Then came last Friday.
I'm not sure if things have really changed that much or if my memory is simply fuzzy, but elementary school doesn't seem to be the same now as it was when I was a kid. What's taught seems the same—I remember learning about multiplication and the Declaration of Independence, just like my kids are learning now. I think the difference is what was left out with me is often included with them.
Things like divorce, for instance. A lot more of that nowadays than when I was a kid. And things like drugs and sex and alcohol, things that I never even considered until high school. Kids have to grow up faster nowadays. Many times, I don't think that's a good thing.
Sometimes, it might be.
Added to the drugs/sex/alcohol thing is the understanding that life can be a fragile thing, there one moment and gone the next. It's the sort of thing you want to keep far from a child for as long as possible. Not so for the students at my children's school, who for the past year or so have watched one of their own face his own mortality.
His name is Ethan Blevins. Eight years old, precocious, fun-loving, football fan. A normal kid for all of his life until the sickness came, one that worsened and wouldn't leave. Doctor visits and tests and several diagnoses later, it was revealed that Ethan had Leukemia. In one fell swoop, his childhood—and very likely his life—was over.
He's been in and out of the hospital since, in for a few months now. The cancer has taken its toll. Not just on Ethan, but his family. He's waiting on a bone marrow transplant now. No one's sure if such an invasive, scary procedure will do any good.
That we live in a world where children die from disease is a tragedy, but it's a reality no one can change. We may all pray for a day when a cure for cancer is found, but it's likely that day will come too late for little Ethan.
You can't change that. It's horrible and it's wrong and it's tragic. It's also reality. And yet rather than Ethan lament what he cannot change, he has focused on what he can. That's when he came up with the idea for the postcards.
Sending Ethan Blevins a postcard won't cure him. It won't bring peace to the world or jobs to the economy. It won't stop climate change. It will, however, bring a measure of hope to a boy who may not see his next birthday. The postcard and stamp might cost you a dollar, but to him, it'll be priceless.

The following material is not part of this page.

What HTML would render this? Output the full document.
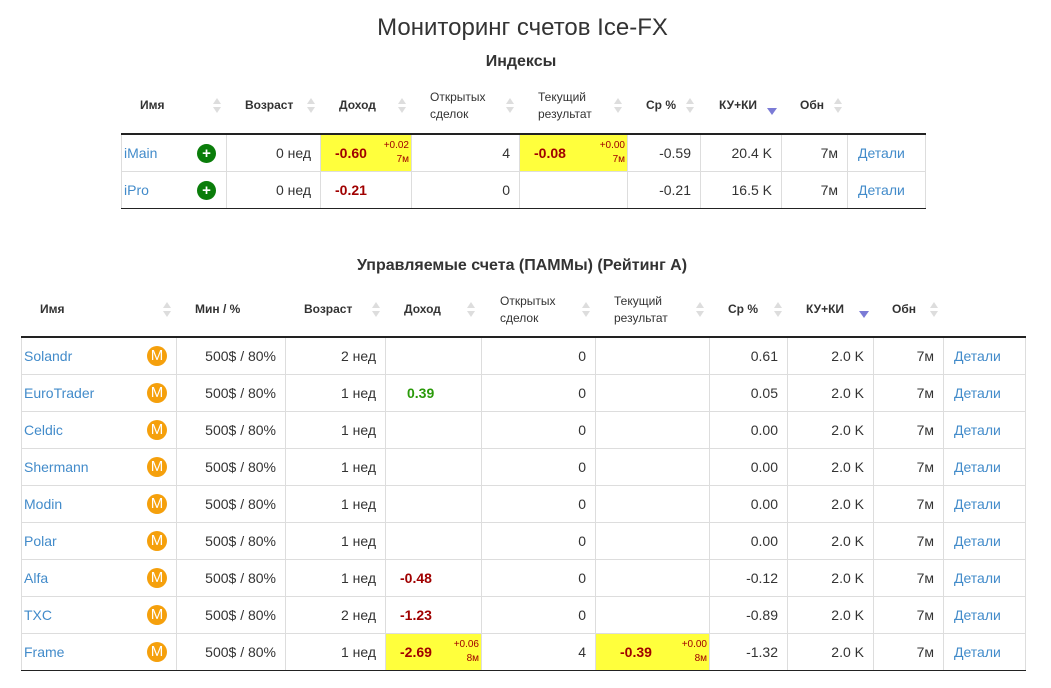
<!DOCTYPE html>
<html><head><meta charset="utf-8"><style>
*{margin:0;padding:0;box-sizing:border-box}
body{width:1051px;height:688px;background:#fff;font-family:"Liberation Sans",Arial,sans-serif;color:#333;position:relative;overflow:hidden}
h1{position:absolute;left:0;width:1045px;text-align:center;top:14px;font-size:24px;font-weight:normal;color:#333}
h2{position:absolute;text-align:center;font-size:16px;font-weight:bold;color:#333}
.h{position:absolute;font-size:12px;font-weight:bold;color:#333;line-height:17px}
.s{position:absolute;width:8px;height:16px}
.s:before{content:"";position:absolute;left:0;top:0;border-left:4px solid transparent;border-right:4px solid transparent;border-bottom:6px solid #ddd}
.s:after{content:"";position:absolute;left:0;top:9px;border-left:4px solid transparent;border-right:4px solid transparent;border-top:6px solid #ddd}
.d{position:absolute;border-left:5px solid transparent;border-right:5px solid transparent;border-top:7px solid #7b7bd6}
table{position:absolute;border-collapse:collapse;table-layout:fixed;font-size:14px}
td{border:1px solid #ddd;height:37px;padding:0 9px;text-align:right;position:relative;white-space:nowrap}
tr:first-child td{border-top:2px solid #222}
tr:last-child td{border-bottom:1px solid #222}
td.n{text-align:left;padding-left:2px}
a{color:#428bca;text-decoration:none}
td.dl{text-align:left;padding-left:10px}
.pl{position:absolute;right:10px;top:9px;width:19px;height:19px;border-radius:50%;background:#0a7d0a;color:#fff;font-weight:bold;font-size:15px;line-height:19px;text-align:center}
.m{position:absolute;right:9px;top:8px;width:20px;height:20px;border-radius:50%;background:#f5a00c;color:#fff;font-size:15px;line-height:20px;text-align:center}
.y{background:#ffff3c}
.r{color:#a00000;font-weight:bold;text-align:left;padding-left:14px}
.g{color:#2a9a0a;font-weight:bold;text-align:left;padding-left:21px}
.sup{position:absolute;right:2px;top:4px;font-size:10px;color:#a00000;text-align:right;line-height:14px;font-weight:normal}
</style></head><body>
<h1>Мониторинг счетов Ice-FX</h1>
<h2 style="left:421px;width:200px;top:53px">Индексы</h2>

<div class="h" style="left:140px;top:97px">Имя</div><div class="s" style="left:213px;top:98px"></div>
<div class="h" style="left:245px;top:97px">Возраст</div><div class="s" style="left:307px;top:98px"></div>
<div class="h" style="left:339px;top:97px">Доход</div><div class="s" style="left:398px;top:98px"></div>
<div class="h" style="left:430px;top:89px;font-weight:normal">Открытых<br>сделок</div><div class="s" style="left:506px;top:98px"></div>
<div class="h" style="left:538px;top:89px;font-weight:normal">Текущий<br>результат</div><div class="s" style="left:614px;top:98px"></div>
<div class="h" style="left:646px;top:97px">Ср %</div><div class="s" style="left:686px;top:98px"></div>
<div class="h" style="left:719px;top:97px">КУ+КИ</div><div class="d" style="left:767px;top:108px"></div>
<div class="h" style="left:800px;top:97px">Обн</div><div class="s" style="left:834px;top:98px"></div>

<table style="left:121px;top:133px;width:804px">
<colgroup><col style="width:105px"><col style="width:94px"><col style="width:91px"><col style="width:108px"><col style="width:108px"><col style="width:73px"><col style="width:81px"><col style="width:66px"><col style="width:78px"></colgroup>
<tr><td class="n"><a>iMain</a><span class="pl">+</span></td><td>0 нед</td><td class="y r">-0.60<span class="sup">+0.02<br>7м</span></td><td>4</td><td class="y r">-0.08<span class="sup">+0.00<br>7м</span></td><td>-0.59</td><td>20.4 K</td><td>7м</td><td class="dl"><a>Детали</a></td></tr>
<tr><td class="n"><a>iPro</a><span class="pl">+</span></td><td>0 нед</td><td class="r">-0.21</td><td>0</td><td></td><td>-0.21</td><td>16.5 K</td><td>7м</td><td class="dl"><a>Детали</a></td></tr>
</table>

<h2 style="left:322px;width:400px;top:257px">Управляемые счета (ПАММы) (Рейтинг A)</h2>

<div class="h" style="left:40px;top:301px">Имя</div><div class="s" style="left:163px;top:302px"></div>
<div class="h" style="left:195px;top:301px">Мин / %</div>
<div class="h" style="left:304px;top:301px">Возраст</div><div class="s" style="left:372px;top:302px"></div>
<div class="h" style="left:404px;top:301px">Доход</div><div class="s" style="left:467px;top:302px"></div>
<div class="h" style="left:500px;top:293px;font-weight:normal">Открытых<br>сделок</div><div class="s" style="left:582px;top:302px"></div>
<div class="h" style="left:614px;top:293px;font-weight:normal">Текущий<br>результат</div><div class="s" style="left:696px;top:302px"></div>
<div class="h" style="left:728px;top:301px">Ср %</div><div class="s" style="left:774px;top:302px"></div>
<div class="h" style="left:806px;top:301px">КУ+КИ</div><div class="d" style="left:859px;top:311px"></div>
<div class="h" style="left:892px;top:301px">Обн</div><div class="s" style="left:930px;top:302px"></div>

<table style="left:21px;top:336px;width:1004px">
<colgroup><col style="width:155px"><col style="width:109px"><col style="width:100px"><col style="width:96px"><col style="width:114px"><col style="width:114px"><col style="width:78px"><col style="width:86px"><col style="width:70px"><col style="width:82px"></colgroup>
<tr><td class="n"><a>Solandr</a><span class="m">M</span></td><td>500$ / 80%</td><td>2 нед</td><td></td><td>0</td><td></td><td>0.61</td><td>2.0 K</td><td>7м</td><td class="dl"><a>Детали</a></td></tr>
<tr><td class="n"><a>EuroTrader</a><span class="m">M</span></td><td>500$ / 80%</td><td>1 нед</td><td class="g">0.39</td><td>0</td><td></td><td>0.05</td><td>2.0 K</td><td>7м</td><td class="dl"><a>Детали</a></td></tr>
<tr><td class="n"><a>Celdic</a><span class="m">M</span></td><td>500$ / 80%</td><td>1 нед</td><td></td><td>0</td><td></td><td>0.00</td><td>2.0 K</td><td>7м</td><td class="dl"><a>Детали</a></td></tr>
<tr><td class="n"><a>Shermann</a><span class="m">M</span></td><td>500$ / 80%</td><td>1 нед</td><td></td><td>0</td><td></td><td>0.00</td><td>2.0 K</td><td>7м</td><td class="dl"><a>Детали</a></td></tr>
<tr><td class="n"><a>Modin</a><span class="m">M</span></td><td>500$ / 80%</td><td>1 нед</td><td></td><td>0</td><td></td><td>0.00</td><td>2.0 K</td><td>7м</td><td class="dl"><a>Детали</a></td></tr>
<tr><td class="n"><a>Polar</a><span class="m">M</span></td><td>500$ / 80%</td><td>1 нед</td><td></td><td>0</td><td></td><td>0.00</td><td>2.0 K</td><td>7м</td><td class="dl"><a>Детали</a></td></tr>
<tr><td class="n"><a>Alfa</a><span class="m">M</span></td><td>500$ / 80%</td><td>1 нед</td><td class="r">-0.48</td><td>0</td><td></td><td>-0.12</td><td>2.0 K</td><td>7м</td><td class="dl"><a>Детали</a></td></tr>
<tr><td class="n"><a>TXC</a><span class="m">M</span></td><td>500$ / 80%</td><td>2 нед</td><td class="r">-1.23</td><td>0</td><td></td><td>-0.89</td><td>2.0 K</td><td>7м</td><td class="dl"><a>Детали</a></td></tr>
<tr><td class="n"><a>Frame</a><span class="m">M</span></td><td>500$ / 80%</td><td>1 нед</td><td class="y r">-2.69<span class="sup">+0.06<br>8м</span></td><td>4</td><td class="y r" style="padding-left:24px">-0.39<span class="sup">+0.00<br>8м</span></td><td>-1.32</td><td>2.0 K</td><td>7м</td><td class="dl"><a>Детали</a></td></tr>
</table>
</body></html>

He's trying to get a thousand of them, from all over the country. Family, friends, strangers, doesn't matter. Ethan has received hundreds so far, and he's read every one. It makes him feel better to know that people have thought about him. I think deep down, that's what we all really want.
If you're so inclined, you can send your own postcard to:
Ethan Blevins
University of Virginia Medical Center
7 West Room 7182
1215 Lee Street
Charlottesville, VA 22908
Tell him to hang in there. Tell him you're praying. Just tell him hi. You won't change the world, but you'll change him.
And you just might find yourself changed, too.